Contractual Wording; Customer-facing terms should clearly allocate responsibilities.
Payment Flows; Platforms collecting payments may be deemed to supply services directly.
Documentation adequacy; Inadequate invoicing or reconciliation may trigger penalties, interest, and audits.
Impact on Gig Workers
Stronger tax positions on platforms may indirectly influence workers:
Reduced take-home earnings if platforms pass on VAT,
Increased reporting obligations through formalization and traceability,
Potential integration into formal statutory deductions in the future.
While net income may reduce, formalization could improve credit access, pension visibility, and social protection.
Market Responses and Potential Restructuring
To mitigate VAT exposure, platforms may consider:
Shift to true agency models where payment flows bypass the platform.
Adopt hybrid fee structures.
Reallocation of responsibilities via updated terms and conditions.
Enhanced invoice automation through digital compliance tools.
Explore relocation or service segmentation if margins tighten.
Prospects for Appeal and Industry Lobbying
Given the significance of the ruling, further appeals cannot be ruled out.
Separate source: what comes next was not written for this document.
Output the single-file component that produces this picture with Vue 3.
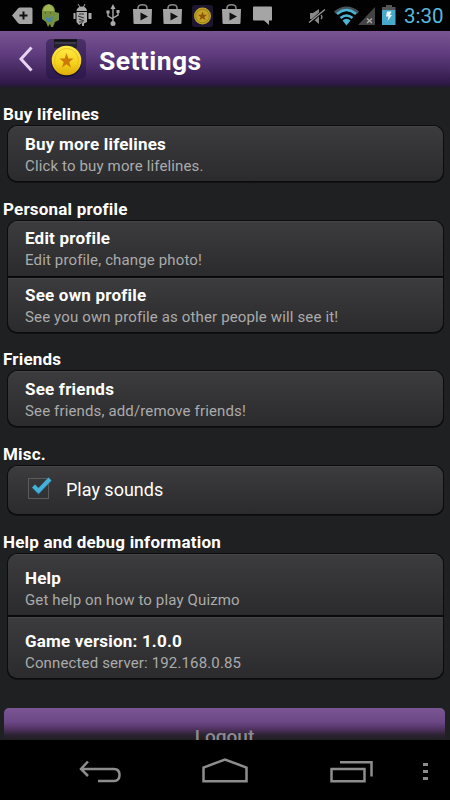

Industry associations might lobby for:
A clear statutory definition of platform liability and deemed supplier rules,
Simplified VAT reporting for gig transactions,
Transitional guidelines to prevent retroactive assessments.
Conclusion
The High Court’s judgment signifies a pivotal moment for Kenya’s platform economy. Treating platforms as deemed suppliers where they exercise control over transaction elements strengthens the tax authority’s position and enhances revenue certainty.
This decision introduces new compliance burdens platform operators and may impact pricing strategies, contractual relationships, and workforce classification. As the platform economy evolves, Kenya’s legal and tax frameworks will continue to be tested by innovations in digital service delivery. The ruling also signals that courts, like policymakers, increasingly expect digital intermediaries to shoulder enhanced compliance responsibilities reshaping fiscal dynamics across the gig economy.